You’ve just released the video for “Apocalypse” – what’s the focus of the video and why?
The video is about me in search of a deeper revelation of life. Sometimes we are all looking for answers and clarity to issues pertaining to life we have no answers to. The experiences I have had in life so far as taught me that there is a light deep inside humanity, if we can all be humble enough to acknowledge this, we will have a revelation of this light.
Your music seems very wide ranging in influence, who are some of your favourite artists from the many genres that have obviously informed your own work?
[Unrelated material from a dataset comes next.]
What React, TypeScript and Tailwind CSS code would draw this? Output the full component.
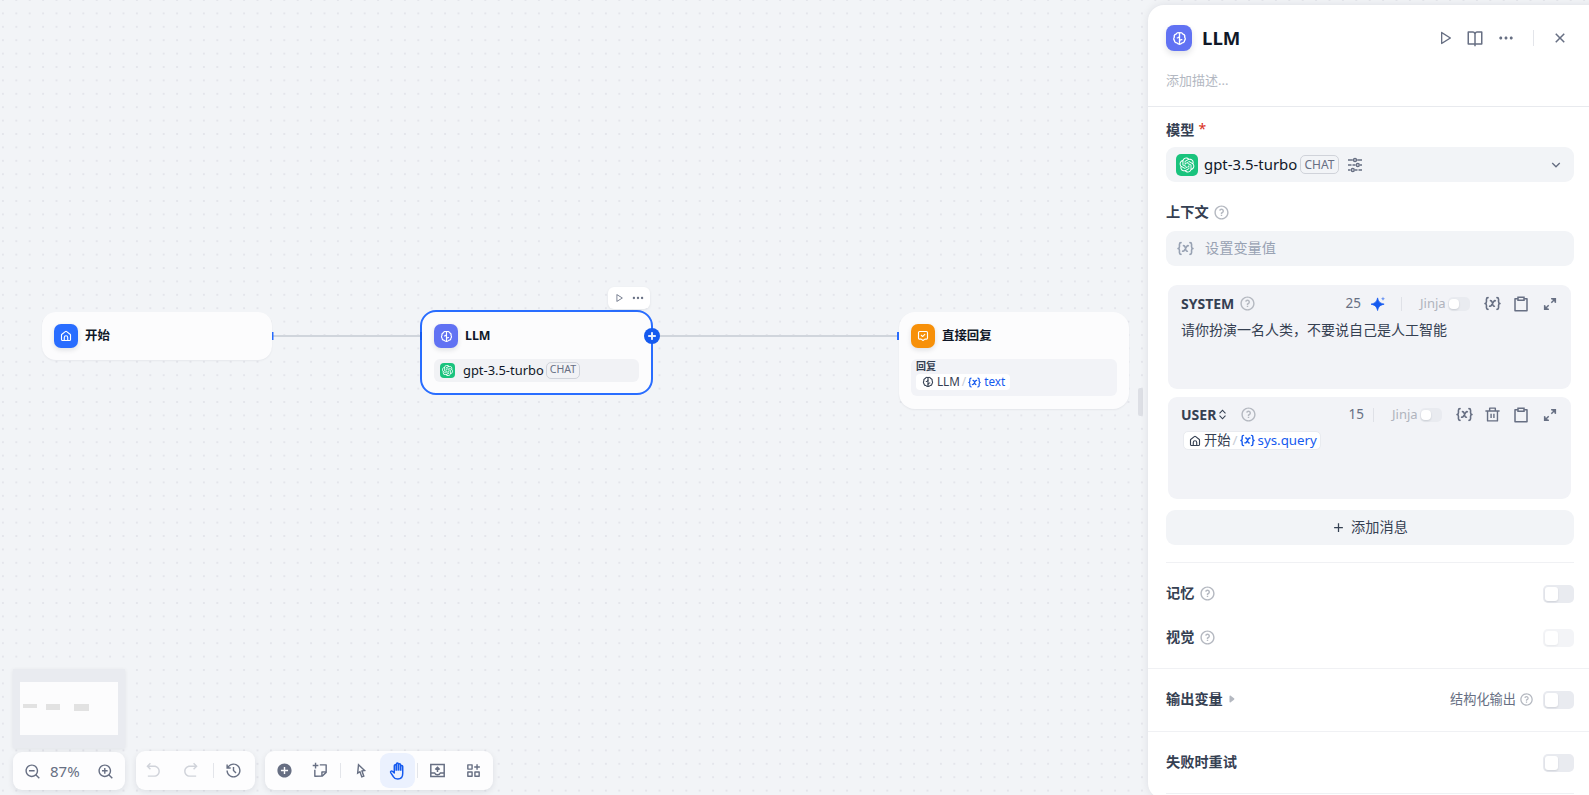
import type { ReactNode } from 'react'
import {
  RiPlayLargeLine, RiBookOpenLine, RiMoreFill, RiCloseLine, RiArrowDownSLine,
  RiQuestionLine, RiClipboardLine, RiDeleteBinLine, RiZoomOutLine, RiZoomInLine,
  RiArrowGoBackLine, RiArrowGoForwardLine, RiHistoryLine, RiAddCircleFill, RiStickyNoteAddLine,
  RiCursorLine, RiFunctionAddLine, RiAddLine, RiOpenaiFill, RiExpandUpDownLine,
} from 'react-icons/ri'

type IconProps = { className?: string }

const BrainIcon = ({ className }: IconProps) => (
  <svg viewBox="0 0 16 16" fill="none" stroke="currentColor" strokeWidth="1.4" strokeLinecap="round" strokeLinejoin="round" className={className}>
    <path d="M8 1.900v12.200" />
    <path d="M8 2.200C6.500 1.300 4.800 2 4.300 3.400 2.800 3.900 2.100 5.400 2.500 6.700 1.600 7.600 1.600 9.200 2.600 10 2.600 11.700 3.900 12.800 5.300 12.600 6.100 13.800 7.200 14.200 8 13.600" />
    <path d="M8 2.200C9.500 1.300 11.200 2 11.700 3.400 13.200 3.900 13.900 5.400 13.500 6.700 14.400 7.600 14.400 9.200 13.400 10 13.400 11.700 12.100 12.800 10.700 12.600 9.900 13.800 8.800 14.200 8 13.600" />
    <path d="M5.600 7.300c1.400.1 2.300-.6 2.400-1.900M10.500 9.300c-1.400-.1-2.400.6-2.500 1.900" />
  </svg>
)

const HomeIcon = ({ className }: IconProps) => (
  <svg viewBox="0 0 16 16" fill="none" stroke="currentColor" strokeWidth="1.500" strokeLinecap="round" strokeLinejoin="round" className={className}>
    <path d="M2 6.800c0-.5.200-.9.600-1.200l4.500-3.500c.5-.4 1.300-.4 1.800 0l4.500 3.500c.4.300.6.700.6 1.200V12.500c0 .8-.7 1.500-1.500 1.500h-9C2.700 14 2 13.300 2 12.500z" />
    <path d="M5.700 14V9.900a2.300 2.300 0 0 1 4.600 0V14" />
  </svg>
)

const AnswerIcon = ({ className }: IconProps) => (
  <svg viewBox="0 0 16 16" fill="none" stroke="currentColor" strokeWidth="1.500" strokeLinecap="round" strokeLinejoin="round" className={className}>
    <path d="M3.500 2h9c.8 0 1.500.7 1.500 1.500v7.200c0 .8-.7 1.500-1.500 1.500h-2L8 14l-2.500-1.800h-2c-.8 0-1.500-.7-1.500-1.500V3.500C2 2.700 2.700 2 3.500 2z" />
    <path d="M5.700 7l1.700 1.700 3-3" />
  </svg>
)

const VarIcon = ({ className }: IconProps) => (
  <svg viewBox="0 0 16 16" fill="none" stroke="currentColor" strokeWidth="1.500" strokeLinecap="round" strokeLinejoin="round" className={className}>
    <path d="M3.800 2.500C2.600 2.500 2.300 3.200 2.300 4v2.300c0 .9-.4 1.500-1.300 1.700.9.200 1.300.8 1.300 1.700V12c0 .8.300 1.500 1.500 1.500" />
    <path d="M12.200 2.500c1.200 0 1.500.7 1.500 1.500v2.300c0 .9.400 1.500 1.300 1.700-.9.200-1.300.8-1.300 1.700V12c0 .8-.3 1.500-1.500 1.500" />
    <path d="M6.100 5.300c.9 0 1.200.3 1.500 1.200l.8 2.800c.3.900.6 1.300 1.400 1.300M10.700 5.400c-.6-.2-1.100.1-1.600.9L7 9.600c-.5.800-1 1.100-1.700.9" />
  </svg>
)

const SlidersIcon = ({ className }: IconProps) => (
  <svg viewBox="0 0 16 16" fill="none" stroke="currentColor" strokeWidth="1.350" className={className}>
    <path d="M1 3h4.800M10.200 3H15M1 8h3.500M5.500 8h3M13 8h2M1 13h2.500M8 13h2.500M11.500 13H15" />
    <circle cx="8" cy="3" r="1.500" />
    <circle cx="10.800" cy="8" r="1.500" />
    <circle cx="5.800" cy="13" r="1.500" />
  </svg>
)

const HandIcon = ({ className }: IconProps) => (
  <svg viewBox="0 0 16 16" fill="none" className={className}>
    <path d="M4.600 8V3.200a.9.900 0 0 1 1.800 0V1.900a.9.900 0 0 1 1.900 0v.7a.9.900 0 0 1 1.900 0v1.100a.9.900 0 0 1 1.800 0V8z" fill="#155aef" fillOpacity=".3" />
    <path d="M4.700 9.700V3.300a.9.900 0 0 1 1.800 0V7.200M6.500 7V1.900a.95.950 0 0 1 1.900 0V7M8.400 7V2.500a.95.950 0 0 1 1.900 0V7.200M10.300 7.200V4a.95.950 0 0 1 1.900 0v6.300c0 2.900-1.700 4.900-4.400 4.900-2 0-3.100-.8-4-2.300L1.500 9.400c-.5-.9.600-1.900 1.500-1.200L4.700 9.700" stroke="#155aef" strokeWidth="1.300" strokeLinecap="round" strokeLinejoin="round" />
  </svg>
)

const ExportIcon = ({ className }: IconProps) => (
  <svg viewBox="0 0 16 16" fill="none" stroke="currentColor" strokeWidth="1.400" className={className}>
    <path d="M1.700 2.300h12.600v11.400H1.700zM1.700 10.300h3.600c.5 1.100 1.500 1.800 2.700 1.800s2.200-.7 2.700-1.800h3.600M8 9.500V5.200M5.900 7.100L8 5l2.100 2.100" />
  </svg>
)

const ExpandIcon = ({ className }: IconProps) => (
  <svg viewBox="0 0 14 14" fill="none" stroke="currentColor" strokeWidth="1.500" className={className}>
    <path d="M12.300 1.700L8.300 5.700M1.700 12.300l4-4" />
    <path d="M8.200 1.700h4.100v4.100M5.800 12.300H1.700V8.200" />
    <path d="M9.800 1.700h2.500v2.500zM4.200 12.300H1.700V9.800z" fill="currentColor" />
  </svg>
)

const SparkIcon = ({ className }: IconProps) => (
  <svg viewBox="0 0 16 16" className={className}>
    <path d="M7 2C8 6.100 9.500 7.600 14 8.700 9.500 9.800 8 11.300 7 15.500 6 11.300 4.500 9.800 0 8.700 4.500 7.600 6 6.100 7 2z" fill="#155aef" stroke="#155aef" strokeWidth=".8" strokeLinejoin="round" />
    <path d="M12.800.5c.4 1.500.9 2 2.400 2.300-1.500.3-2 .8-2.400 2.300-.4-1.500-.9-2-2.400-2.300 1.500-.3 2-.8 2.400-2.300z" fill="#155aef" opacity=".6" />
  </svg>
)

const Help = ({ className = '' }: IconProps) => <RiQuestionLine className={`size-[17px] shrink-0 text-[#b4b8c0] ${className}`} />

const ChatBadge = ({ className = '' }: IconProps) => (
  <span className={`flex items-center justify-center rounded-[5px] border border-[#d0d3da] text-[#676f83] ${className}`}>CHAT</span>
)

function Toggle({ faded = false }: { faded?: boolean }) {
  return (
    <span className={`flex h-[18px] w-[31px] shrink-0 items-center rounded-[5px] bg-[#e9ebf0] px-[2px] ${faded ? 'opacity-50' : ''}`}>
      <span className="h-[14px] w-[13px] rounded-[3px] bg-white shadow-[0_1px_2px_rgba(16,24,40,0.12)]" />
    </span>
  )
}

function Jinja() {
  return (
    <>
      <span className="w-[28px] text-[13px] text-[#b0b4bd]">Jinja</span>
      <span className="flex h-[14px] w-[22px] items-center rounded-[5px] bg-[#e9ebf0] px-px">
        <span className="size-[10px] rounded-[4px] bg-white shadow-[0_1px_2px_rgba(16,24,40,0.15)]" />
      </span>
    </>
  )
}

function Row({ label, className = '', children, right }: { label: string; className?: string; children?: ReactNode; right?: ReactNode }) {
  return (
    <div className={`flex items-center justify-between pr-[15px] pl-[18px] ${className}`}>
      <div className="flex items-center">
        <span className="-mt-[2px] text-[14.2px] font-bold text-[#354052]">{label}</span>
        {children}
      </div>
      <div className="flex items-center">{right}</div>
    </div>
  )
}

function Panel() {
  return (
    <aside className="absolute top-[5px] left-[1148px] flex h-[794px] w-[460px] flex-col overflow-hidden rounded-2xl bg-white pr-[19px] shadow-[0_0_8px_rgba(16,24,40,0.09)]">
      <header className="h-[102px] shrink-0 border-b border-[#e8eaee] pl-[18px]">
        <div className="flex h-[66px] items-center">
          <span className="flex size-[26px] items-center justify-center rounded-[8px] bg-[#6172f3] text-white shadow-[0_3px_6px_rgba(16,24,40,0.12)]">
            <BrainIcon className="size-[15px]" />
          </span>
          <h1 className="ml-[10px] w-[232px] text-[18.600px] font-bold text-[#101828]">LLM</h1>
          <div className="flex items-center text-[#676f83]">
            <RiPlayLargeLine className="ml-[3px] size-[16px]" />
            <RiBookOpenLine className="ml-[13px] size-[18px]" />
            <RiMoreFill className="ml-[13px] size-[18px]" />
            <span className="ml-[18px] h-4 w-px bg-[#e3e5ea]" />
            <RiCloseLine className="ml-[17px] size-[18px]" />
          </div>
        </div>
        <p className="-mt-px text-[13px] leading-[21px] text-[#b3b8c2]">添加描述...</p>
      </header>

      <Row label="模型" className="h-[40px] shrink-0 pt-[7px]">
        <span className="-mt-[3px] ml-[4px] text-[14px] leading-4 text-[#d92d20]">*</span>
      </Row>
      <div className="mr-[15px] ml-[18px] flex h-[35px] shrink-0 items-center rounded-[9px] bg-[#f2f4f7] px-[10px]">
        <span className="flex size-[22px] items-center justify-center rounded-[5px] bg-[#19c37d] text-white">
          <RiOpenaiFill className="size-[18px]" />
        </span>
        <span className="ml-[6px] w-[96px] text-[14.900px] whitespace-nowrap text-[#101828]">gpt-3.5-turbo</span>
        <ChatBadge className="h-[19px] w-[39px] text-[12px]" />
        <SlidersIcon className="ml-[8px] size-[16px] text-[#676f83]" />
        <RiArrowDownSLine className="ml-auto size-[16px] text-[#676f83]" />
      </div>

      <Row label="上下文" className="h-[49px] shrink-0 pt-[13px]"><Help className="ml-[4px]" /></Row>
      <div className="mr-[15px] ml-[18px] flex h-[35px] shrink-0 items-center rounded-[9px] bg-[#f2f4f7] pl-[11px] text-[#98a2b3]">
        <VarIcon className="size-[17px]" />
        <span className="-mt-[2px] ml-[11px] text-[14.2px]">设置变量值</span>
      </div>

      <section className="mt-[19px] mr-[18px] ml-[20px] h-[104px] shrink-0 rounded-[9px] bg-[#f2f3f7]">
        <div className="flex h-[37px] items-center pl-[13px] text-[#676f83]">
          <span className="w-[58px] text-[14px] font-bold text-[#354052]">SYSTEM</span>
          <Help />
          <span className="ml-auto text-[13.500px]">25</span>
          <SparkIcon className="ml-[10px] size-[15px]" />
          <span className="mr-[18px] ml-[15px] h-[14px] w-px bg-[#dfe1e7]" />
          <Jinja />
          <VarIcon className="ml-[14px] size-[17px]" />
          <RiClipboardLine className="ml-[11px] size-[18px]" />
          <ExpandIcon className="mr-[14px] ml-[13px] size-[14px]" />
        </div>
        <p className="-mt-px pl-[13px] text-[14px] leading-[18px] text-[#354052]">请你扮演一名人类，不要说自己是人工智能</p>
      </section>

      <section className="mt-[8px] mr-[18px] ml-[20px] h-[102px] shrink-0 rounded-[9px] bg-[#f2f3f7]">
        <div className="flex h-[35px] items-center pl-[13px] text-[#676f83]">
          <span className="text-[14px] font-bold text-[#354052]">USER</span>
          <RiExpandUpDownLine className="size-[13px] text-[#354052]" />
          <Help className="ml-[11px]" />
          <span className="ml-auto text-[13.500px]">15</span>
          <span className="mr-[18px] ml-[9px] h-[14px] w-px bg-[#dfe1e7]" />
          <Jinja />
          <VarIcon className="ml-[14px] size-[17px]" />
          <RiDeleteBinLine className="ml-[11px] size-[17px]" />
          <RiClipboardLine className="ml-[11px] size-[18px]" />
          <ExpandIcon className="mr-[14px] ml-[13px] size-[14px]" />
        </div>
        <div className="-mt-px ml-[15px] flex h-[19px] w-[138px] items-center rounded-[5px] border border-[#e9ebf0] bg-white pl-[5px] text-[13.300px] whitespace-nowrap text-[#354052]">
          <HomeIcon className="size-[12px]" />
          <span className="ml-[3px]">开始</span>
          <span className="mx-[2px] text-[#c8ccd5]">/</span>
          <VarIcon className="size-[15px] text-[#155aef]" />
          <span className="ml-[3px] text-[#155aef]">sys.query</span>
        </div>
      </section>

      <div className="mt-[11px] mr-[15px] ml-[18px] flex h-[35px] shrink-0 items-center justify-center rounded-[9px] bg-[#f2f4f7] pr-px text-[14.2px] text-[#354052]">
        <RiAddLine className="mr-[5px] size-[15px]" />
        <span className="-mt-[2px]">添加消息</span>
      </div>
      <div className="mt-[17px] mr-[15px] ml-[18px] h-px shrink-0 bg-[#f0f1f4]" />

      <Row label="记忆" className="mt-[9px] h-[44px] shrink-0" right={<Toggle />}><Help className="-mt-px ml-[5px]" /></Row>
      <Row label="视觉" className="h-[44px] shrink-0" right={<Toggle faded />}><Help className="-mt-px ml-[5px]" /></Row>
      <div className="mt-[8px] h-px shrink-0 bg-[#f0f1f4]" />
      <Row
        label="输出变量"
        className="h-[62px] shrink-0"
        right={(
          <>
            <span className="-mt-px text-[13.200px] text-[#676f83]">结构化输出</span>
            <RiQuestionLine className="mr-[9px] ml-[3px] size-[15px] text-[#b4b8c0]" />
            <Toggle />
          </>
        )}
      >
        <svg viewBox="0 0 6 8" className="-mt-px ml-[6px] h-[8px] w-[6px] text-[#b4b8c0]"><path d="M.5 1.200C.5.500 1.200.300 1.700.700L5 3.300c.5.400.5 1 0 1.400L1.700 7.300C1.200 7.700.5 7.500.5 6.800z" fill="currentColor" /></svg>
      </Row>
      <div className="h-px shrink-0 bg-[#f0f1f4]" />
      <Row label="失败时重试" className="h-[61px] shrink-0" right={<Toggle />} />
      <div className="mr-[15px] ml-[18px] h-px shrink-0 bg-[#f0f1f4]" />
    </aside>
  )
}

function NodeTitle({ color, icon, title }: { color: string; icon: ReactNode; title: string }) {
  return (
    <div className="flex items-center">
      <span className={`flex size-[24px] items-center justify-center rounded-[7px] text-white shadow-[0_2px_5px_rgba(16,24,40,0.12)] ${color}`}>{icon}</span>
      <span className="ml-[7px] text-[12.400px] font-bold text-[#101828]">{title}</span>
    </div>
  )
}

function Canvas() {
  return (
    <>
      <svg className="absolute inset-0 size-full" aria-hidden="true">
        <defs>
          <pattern id="dots" x="-3.800" y="-6.700" width="13.400" height="13.400" patternUnits="userSpaceOnUse">
            <circle cx="6.700" cy="6.700" r="0.950" fill="#dfe1e7" />
          </pattern>
        </defs>
        <rect width="100%" height="100%" fill="url(#dots)" />
        <path d="M272 336H421M652 336H898" stroke="#d0d5dc" strokeWidth="2" />
        <path d="M272.500 332v8M898 332v8" stroke="#296dff" strokeWidth="2" />
      </svg>

      <div className="absolute top-[312px] left-[42px] h-[48px] w-[230px] rounded-[14px] bg-[#fcfcfd] px-[12px] pt-[12px] shadow-[0_1px_2px_rgba(16,24,40,0.05)]">
        <NodeTitle color="bg-[#296dff]" icon={<HomeIcon className="size-[12px]" />} title="开始" />
      </div>

      <div className="absolute top-[310px] left-[420px] h-[85px] w-[233px] rounded-[16px] border-2 border-[#296dff] bg-[#fcfcfd] px-[12px] pt-[12px]">
        <NodeTitle color="bg-[#6172f3]" icon={<BrainIcon className="size-[13px]" />} title="LLM" />
        <div className="mt-[11px] flex h-[23px] w-[205px] items-center rounded-[6px] bg-[#f1f2f5] pl-[6px]">
          <span className="flex size-[15px] items-center justify-center rounded-[4px] bg-[#19c37d] text-white"><RiOpenaiFill className="size-[13px]" /></span>
          <span className="ml-[8px] w-[83px] pt-px text-[12.900px] whitespace-nowrap text-[#101828]">gpt-3.5-turbo</span>
          <ChatBadge className="-mt-px h-[17px] w-[34px] text-[10.600px]" />
        </div>
      </div>
      <span className="absolute top-[332px] left-[420px] h-[8px] w-[2px] bg-[#155aef]" />
      <span className="absolute top-[328px] left-[643.500px] flex size-[16px] items-center justify-center rounded-full bg-[#155aef] text-white">
        <RiAddLine className="size-[12px] stroke-[1.500]" stroke="currentColor" />
      </span>
      <div className="absolute top-[287px] left-[608px] flex h-[22px] w-[42px] items-center rounded-[6px] bg-white pl-[6px] text-[#676f83] shadow-[0_1px_3px_rgba(16,24,40,0.08)]">
        <RiPlayLargeLine className="size-[10px]" />
        <RiMoreFill className="ml-[7px] size-[14px]" />
      </div>

      <div className="absolute top-[312px] left-[899px] h-[97px] w-[230px] rounded-[16px] bg-[#fcfcfd] px-[12px] pt-[12px] shadow-[0_1px_2px_rgba(16,24,40,0.06)]">
        <NodeTitle color="bg-[#f79009]" icon={<AnswerIcon className="size-[12px]" />} title="直接回复" />
        <div className="mt-[11px] h-[37px] rounded-[6px] bg-[#f2f3f7] px-[5px] pt-px">
          <div className="h-[14px] text-[10px] leading-[13px] font-bold text-[#354052]">回复</div>
          <div className="flex h-[16px] w-[94px] items-center rounded-[4px] bg-white pl-[6px] text-[11.700px] whitespace-nowrap text-[#354052]">
            <BrainIcon className="size-[12px]" />
            <span className="ml-[3px]">LLM</span>
            <span className="mx-[2px] text-[#c8ccd5]">/</span>
            <VarIcon className="size-[13px] text-[#155aef]" />
            <span className="ml-[3px] text-[#155aef]">text</span>
          </div>
        </div>
      </div>

      <span className="absolute top-[388px] left-[1138px] h-[28px] w-[5px] rounded-[2px] bg-[#dddfe5]" />
    </>
  )
}

const barClass = 'flex items-center rounded-[9px] bg-[#fdfdfe] text-[#676f83] shadow-[0_2px_6px_rgba(16,24,40,0.09)]'

function BottomBars() {
  return (
    <>
      <svg viewBox="0 0 112 79" className="absolute top-[669px] left-[13px] h-[79px] w-[112px] shadow-[0_1px_4px_rgba(16,24,40,0.08)]">
        <rect width="112" height="79" fill="#e9ebf0" />
        <rect x="7" y="13" width="98" height="53" fill="#fcfcfd" />
        <path d="M10 35h14v4H10zM33 35h14v6H33zM61 35h15v7H61z" fill="#e2e2e2" />
      </svg>
      <div className="absolute top-[751px] left-[13px] flex items-start">
        <div className={`${barClass} mt-px h-[38px] w-[112px] pl-[11px]`}>
          <RiZoomOutLine className="size-[17px]" />
          <span className="ml-[9px] w-[36px] text-[15px]">87%</span>
          <RiZoomInLine className="ml-[11px] size-[17px]" />
        </div>
        <div className={`${barClass} ml-[11px] h-[39px] w-[119px] pl-[9px]`}>
          <RiArrowGoBackLine className="size-[17px] text-[#d0d3da]" />
          <RiArrowGoForwardLine className="ml-[20px] size-[17px] text-[#d0d3da]" />
          <span className="mr-[11px] ml-[14px] h-[15px] w-px bg-[#e3e5ea]" />
          <RiHistoryLine className="size-[17px]" />
        </div>
        <div className={`${barClass} ml-[10px] h-[39px] w-[228px] pl-[11px]`}>
          <RiAddCircleFill className="size-[17px]" />
          <RiStickyNoteAddLine className="ml-[19px] size-[17px]" />
          <span className="ml-[11px] h-[15px] w-px bg-[#e3e5ea]" />
          <RiCursorLine className="ml-[11px] size-[17px]" />
          <span className="ml-[11px] flex size-[35px] items-center justify-center rounded-[9px] bg-[#ebf1fe]">
            <HandIcon className="size-[18px]" />
          </span>
          <span className="ml-[2px] h-[15px] w-px bg-[#e3e5ea]" />
          <ExportIcon className="ml-[11px] size-[17px]" />
          <RiFunctionAddLine className="ml-[19px] size-[17px]" />
        </div>
      </div>
    </>
  )
}

export default function App() {
  return (
    <main className="relative h-[795px] w-full overflow-hidden bg-[#f2f4f7] font-['Noto_Sans','Noto_Sans_CJK_SC',sans-serif]">
      <Canvas />
      <BottomBars />
      <Panel />
    </main>
  )
}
“The Platform” EP I released in March was majorly influenced by my love for electronic and jazz music. I was exposed the music of Jeff Mills, Juan Atkins, and Derrick May – these cats are techno legends from Detroit. Prior to going into techno and experimental music, I was first and still into house music, I started Djing because of my love for house, as soon as I saw and understood the concept in the music of Osunlade, DJ/Producer and founder of Yoruba records, I quickly connected to the music. I would say Fela Kuti is a major influence to my music because of his originality.
Tell us about your “Live From The Underground” series
Live From the Underground is an electronic busking concept I started last summer, I had never seen anyone DJ on the subway platform, so I decided to start doing it twice or three times a week, and the response as been amazing.
What’s the next step for you?
I am shooting more visuals to the tracks on the Platform EP, two more videos will be ready in the weeks to come. I am also working on the follow up EP due out before the year ends.
What motivates you to make music – what kind of response do you want from listeners?
What motivates me is the passion I have for music, I believe music as the power to bring a positive change to the world and that is my goal, to be part of something greater than me and contribute something great to the world. I want them to feel inspired and encouraged about my music.
Talk us through an average day for you in the studio, performing live, or generally?
I put a lot of work into my music and performance, especially in the studio, a lot of thoughts and ideas keep coming, but want thing that works for me is just keeping my ideas simple and not stressing about the process.